__OBJECTIVE__: Sift the material for lines containing "screenshot", and return them.

# # #

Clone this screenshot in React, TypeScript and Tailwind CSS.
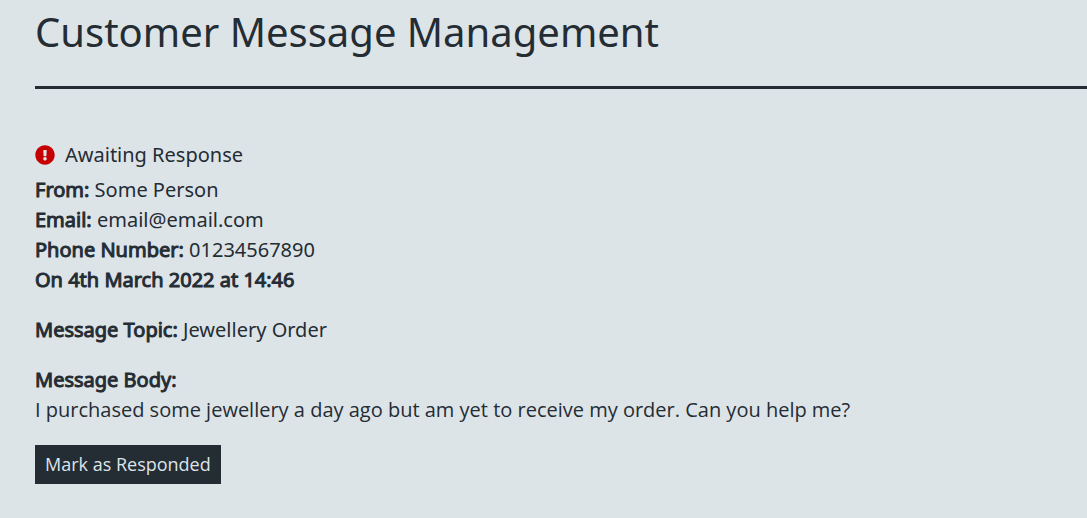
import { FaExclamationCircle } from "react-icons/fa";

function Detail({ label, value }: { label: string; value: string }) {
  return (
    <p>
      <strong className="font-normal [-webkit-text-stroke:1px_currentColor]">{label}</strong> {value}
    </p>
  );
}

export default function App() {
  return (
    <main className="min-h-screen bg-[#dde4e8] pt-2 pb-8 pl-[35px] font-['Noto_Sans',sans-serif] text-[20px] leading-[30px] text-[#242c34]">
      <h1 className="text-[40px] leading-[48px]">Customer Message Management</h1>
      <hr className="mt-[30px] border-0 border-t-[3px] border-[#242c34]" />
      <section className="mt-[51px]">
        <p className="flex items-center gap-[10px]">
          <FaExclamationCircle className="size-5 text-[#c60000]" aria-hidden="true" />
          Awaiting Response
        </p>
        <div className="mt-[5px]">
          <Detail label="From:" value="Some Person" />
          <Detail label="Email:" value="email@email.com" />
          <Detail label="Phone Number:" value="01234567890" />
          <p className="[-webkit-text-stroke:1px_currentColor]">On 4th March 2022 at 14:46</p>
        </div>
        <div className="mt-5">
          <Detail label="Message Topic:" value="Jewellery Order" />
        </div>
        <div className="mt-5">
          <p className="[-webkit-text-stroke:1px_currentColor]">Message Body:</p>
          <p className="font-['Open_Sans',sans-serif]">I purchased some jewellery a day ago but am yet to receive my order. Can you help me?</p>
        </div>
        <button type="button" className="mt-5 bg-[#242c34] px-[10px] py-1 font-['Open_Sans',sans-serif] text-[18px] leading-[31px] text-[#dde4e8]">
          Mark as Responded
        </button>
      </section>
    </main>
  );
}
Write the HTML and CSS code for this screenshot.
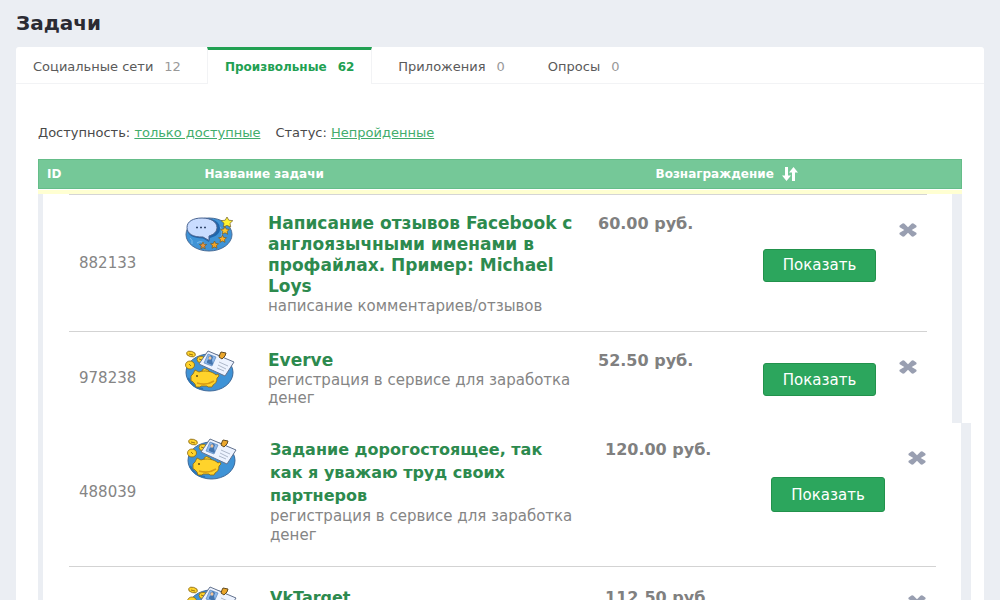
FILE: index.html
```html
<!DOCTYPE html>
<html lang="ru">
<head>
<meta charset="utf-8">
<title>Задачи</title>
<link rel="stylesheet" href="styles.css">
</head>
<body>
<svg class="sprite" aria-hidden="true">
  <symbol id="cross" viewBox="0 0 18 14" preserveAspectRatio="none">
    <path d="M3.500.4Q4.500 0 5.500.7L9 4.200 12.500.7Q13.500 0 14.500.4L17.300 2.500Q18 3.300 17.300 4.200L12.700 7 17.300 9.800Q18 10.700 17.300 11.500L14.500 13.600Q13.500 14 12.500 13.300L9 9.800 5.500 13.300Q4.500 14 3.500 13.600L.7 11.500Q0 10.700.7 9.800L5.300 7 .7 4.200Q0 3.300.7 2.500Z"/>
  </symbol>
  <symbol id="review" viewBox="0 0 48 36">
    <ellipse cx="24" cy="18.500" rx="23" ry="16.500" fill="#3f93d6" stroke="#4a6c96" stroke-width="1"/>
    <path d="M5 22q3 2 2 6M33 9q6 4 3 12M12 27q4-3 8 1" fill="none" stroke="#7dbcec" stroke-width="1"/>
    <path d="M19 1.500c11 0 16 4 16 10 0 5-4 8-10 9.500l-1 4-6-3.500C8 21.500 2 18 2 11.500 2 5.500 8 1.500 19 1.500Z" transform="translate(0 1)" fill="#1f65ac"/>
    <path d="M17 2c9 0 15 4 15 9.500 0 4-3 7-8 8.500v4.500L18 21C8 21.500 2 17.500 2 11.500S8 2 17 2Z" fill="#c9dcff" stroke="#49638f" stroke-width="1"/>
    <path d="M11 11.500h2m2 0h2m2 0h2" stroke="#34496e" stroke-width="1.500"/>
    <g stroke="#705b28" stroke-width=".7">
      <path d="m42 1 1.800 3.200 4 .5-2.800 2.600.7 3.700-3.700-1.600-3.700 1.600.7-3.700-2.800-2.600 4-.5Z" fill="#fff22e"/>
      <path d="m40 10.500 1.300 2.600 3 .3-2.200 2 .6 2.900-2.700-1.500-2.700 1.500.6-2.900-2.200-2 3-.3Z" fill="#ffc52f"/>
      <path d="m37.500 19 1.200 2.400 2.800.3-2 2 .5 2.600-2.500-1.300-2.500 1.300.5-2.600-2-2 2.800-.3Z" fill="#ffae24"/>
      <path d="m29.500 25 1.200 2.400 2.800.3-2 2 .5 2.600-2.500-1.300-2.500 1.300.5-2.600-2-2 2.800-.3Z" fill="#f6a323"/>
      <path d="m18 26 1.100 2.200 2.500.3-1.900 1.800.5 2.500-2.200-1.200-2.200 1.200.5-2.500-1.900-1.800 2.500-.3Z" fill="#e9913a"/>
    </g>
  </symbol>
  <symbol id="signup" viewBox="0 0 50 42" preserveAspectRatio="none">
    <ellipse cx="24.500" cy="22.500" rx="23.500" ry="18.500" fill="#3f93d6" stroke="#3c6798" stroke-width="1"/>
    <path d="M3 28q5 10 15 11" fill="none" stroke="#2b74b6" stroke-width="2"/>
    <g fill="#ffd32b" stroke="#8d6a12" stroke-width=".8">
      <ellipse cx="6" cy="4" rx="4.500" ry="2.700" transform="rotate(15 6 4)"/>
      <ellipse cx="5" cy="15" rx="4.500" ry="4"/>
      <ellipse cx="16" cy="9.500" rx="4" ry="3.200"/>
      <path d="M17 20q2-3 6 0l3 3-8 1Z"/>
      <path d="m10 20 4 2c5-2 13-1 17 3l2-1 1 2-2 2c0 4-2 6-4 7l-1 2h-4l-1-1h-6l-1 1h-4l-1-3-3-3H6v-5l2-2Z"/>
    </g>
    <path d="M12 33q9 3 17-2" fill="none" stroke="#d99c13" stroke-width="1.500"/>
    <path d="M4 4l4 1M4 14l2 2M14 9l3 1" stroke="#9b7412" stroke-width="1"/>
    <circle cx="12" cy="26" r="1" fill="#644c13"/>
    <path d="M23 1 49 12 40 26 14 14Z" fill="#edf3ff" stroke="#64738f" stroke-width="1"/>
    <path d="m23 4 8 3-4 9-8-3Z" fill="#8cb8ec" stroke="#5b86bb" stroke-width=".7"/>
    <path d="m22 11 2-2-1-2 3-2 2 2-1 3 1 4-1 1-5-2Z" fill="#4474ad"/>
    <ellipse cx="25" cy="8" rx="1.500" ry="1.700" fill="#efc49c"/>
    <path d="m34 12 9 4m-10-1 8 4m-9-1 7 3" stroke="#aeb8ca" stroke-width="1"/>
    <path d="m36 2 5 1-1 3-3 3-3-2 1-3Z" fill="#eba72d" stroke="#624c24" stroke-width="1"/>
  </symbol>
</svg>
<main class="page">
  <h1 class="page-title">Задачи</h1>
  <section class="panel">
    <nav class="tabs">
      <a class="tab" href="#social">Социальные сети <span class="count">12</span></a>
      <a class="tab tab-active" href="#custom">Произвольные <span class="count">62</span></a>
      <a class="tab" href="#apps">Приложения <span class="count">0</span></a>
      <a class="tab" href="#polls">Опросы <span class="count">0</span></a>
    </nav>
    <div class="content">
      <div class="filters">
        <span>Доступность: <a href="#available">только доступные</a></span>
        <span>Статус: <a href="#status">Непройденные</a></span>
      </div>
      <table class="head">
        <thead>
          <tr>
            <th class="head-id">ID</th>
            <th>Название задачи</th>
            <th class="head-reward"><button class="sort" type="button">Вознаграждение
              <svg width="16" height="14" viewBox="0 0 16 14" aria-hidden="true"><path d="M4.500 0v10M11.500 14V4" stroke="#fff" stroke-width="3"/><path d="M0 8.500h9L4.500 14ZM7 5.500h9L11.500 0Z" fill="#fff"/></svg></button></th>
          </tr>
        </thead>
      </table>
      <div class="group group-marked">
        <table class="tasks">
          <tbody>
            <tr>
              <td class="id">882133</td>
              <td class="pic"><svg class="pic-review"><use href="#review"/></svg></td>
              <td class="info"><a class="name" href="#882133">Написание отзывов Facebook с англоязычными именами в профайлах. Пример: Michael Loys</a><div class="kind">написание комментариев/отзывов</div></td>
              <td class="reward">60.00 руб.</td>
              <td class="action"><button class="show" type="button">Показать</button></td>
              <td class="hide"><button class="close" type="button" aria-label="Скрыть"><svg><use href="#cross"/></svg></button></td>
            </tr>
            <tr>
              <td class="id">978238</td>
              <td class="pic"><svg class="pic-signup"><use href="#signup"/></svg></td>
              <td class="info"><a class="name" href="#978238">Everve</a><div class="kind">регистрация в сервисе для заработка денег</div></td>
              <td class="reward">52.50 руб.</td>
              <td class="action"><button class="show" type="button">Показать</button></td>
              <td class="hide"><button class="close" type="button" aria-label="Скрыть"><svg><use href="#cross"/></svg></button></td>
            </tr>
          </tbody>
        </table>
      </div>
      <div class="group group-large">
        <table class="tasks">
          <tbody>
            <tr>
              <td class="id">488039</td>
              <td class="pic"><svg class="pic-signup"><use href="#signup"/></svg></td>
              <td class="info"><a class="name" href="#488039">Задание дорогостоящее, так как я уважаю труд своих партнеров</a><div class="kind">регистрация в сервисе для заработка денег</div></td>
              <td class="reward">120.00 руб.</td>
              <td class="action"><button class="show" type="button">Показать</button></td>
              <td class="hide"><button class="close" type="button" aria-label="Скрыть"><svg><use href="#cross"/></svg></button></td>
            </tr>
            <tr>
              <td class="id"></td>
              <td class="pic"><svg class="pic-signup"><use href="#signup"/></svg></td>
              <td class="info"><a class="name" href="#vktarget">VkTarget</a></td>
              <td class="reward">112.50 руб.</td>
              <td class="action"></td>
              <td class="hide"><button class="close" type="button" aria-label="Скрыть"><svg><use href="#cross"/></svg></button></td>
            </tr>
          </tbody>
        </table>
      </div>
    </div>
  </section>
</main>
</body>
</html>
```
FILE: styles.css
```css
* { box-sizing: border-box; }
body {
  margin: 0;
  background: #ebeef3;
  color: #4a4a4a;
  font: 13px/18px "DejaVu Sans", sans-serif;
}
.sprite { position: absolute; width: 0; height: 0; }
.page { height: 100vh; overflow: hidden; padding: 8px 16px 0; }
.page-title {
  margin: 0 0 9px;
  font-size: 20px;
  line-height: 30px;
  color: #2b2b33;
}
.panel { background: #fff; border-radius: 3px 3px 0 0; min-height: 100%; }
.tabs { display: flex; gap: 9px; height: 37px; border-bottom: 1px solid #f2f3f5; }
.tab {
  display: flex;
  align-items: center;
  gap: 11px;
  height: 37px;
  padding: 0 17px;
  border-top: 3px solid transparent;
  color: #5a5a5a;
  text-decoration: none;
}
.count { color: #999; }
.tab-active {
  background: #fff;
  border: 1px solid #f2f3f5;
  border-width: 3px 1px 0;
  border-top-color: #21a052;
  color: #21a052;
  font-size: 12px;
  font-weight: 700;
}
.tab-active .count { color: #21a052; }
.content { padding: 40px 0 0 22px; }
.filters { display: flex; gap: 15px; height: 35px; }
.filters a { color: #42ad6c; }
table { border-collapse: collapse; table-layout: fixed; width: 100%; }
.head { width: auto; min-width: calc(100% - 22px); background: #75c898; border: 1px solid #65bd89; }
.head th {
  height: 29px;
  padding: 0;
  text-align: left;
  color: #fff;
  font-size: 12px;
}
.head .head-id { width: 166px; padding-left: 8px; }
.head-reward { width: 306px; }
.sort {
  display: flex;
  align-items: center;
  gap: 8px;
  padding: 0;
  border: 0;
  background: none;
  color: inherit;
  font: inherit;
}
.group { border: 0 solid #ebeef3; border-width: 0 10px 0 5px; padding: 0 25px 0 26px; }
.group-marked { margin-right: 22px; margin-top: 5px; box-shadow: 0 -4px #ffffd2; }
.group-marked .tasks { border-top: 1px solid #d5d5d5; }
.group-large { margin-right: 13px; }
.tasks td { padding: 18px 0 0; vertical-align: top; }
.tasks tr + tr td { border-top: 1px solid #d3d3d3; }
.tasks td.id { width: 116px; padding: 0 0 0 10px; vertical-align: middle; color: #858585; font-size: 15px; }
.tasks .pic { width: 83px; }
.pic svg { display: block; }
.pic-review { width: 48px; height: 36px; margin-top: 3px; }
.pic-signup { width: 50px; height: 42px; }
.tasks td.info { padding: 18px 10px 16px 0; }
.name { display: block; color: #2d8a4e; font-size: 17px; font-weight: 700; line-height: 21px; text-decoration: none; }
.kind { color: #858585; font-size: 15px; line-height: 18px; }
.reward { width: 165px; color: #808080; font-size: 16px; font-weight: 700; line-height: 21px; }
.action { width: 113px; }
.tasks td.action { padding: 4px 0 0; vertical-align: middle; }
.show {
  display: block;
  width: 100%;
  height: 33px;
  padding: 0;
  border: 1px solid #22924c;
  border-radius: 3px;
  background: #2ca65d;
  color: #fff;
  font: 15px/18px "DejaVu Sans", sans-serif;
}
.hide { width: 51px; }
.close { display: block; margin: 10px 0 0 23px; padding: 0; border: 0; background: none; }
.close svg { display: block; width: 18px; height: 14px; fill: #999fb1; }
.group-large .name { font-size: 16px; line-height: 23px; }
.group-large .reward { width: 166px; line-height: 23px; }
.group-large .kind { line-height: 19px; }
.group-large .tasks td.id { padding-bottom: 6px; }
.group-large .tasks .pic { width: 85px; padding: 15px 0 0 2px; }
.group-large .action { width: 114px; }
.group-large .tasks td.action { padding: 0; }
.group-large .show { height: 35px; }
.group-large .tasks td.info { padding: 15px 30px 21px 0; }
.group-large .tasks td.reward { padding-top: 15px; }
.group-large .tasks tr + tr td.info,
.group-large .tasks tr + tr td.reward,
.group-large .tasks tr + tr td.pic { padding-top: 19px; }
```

# # #

__RESULT OF THE EXERCISE__:
Clone this screenshot in React, TypeScript and Tailwind CSS.
Write the HTML and CSS code for this screenshot.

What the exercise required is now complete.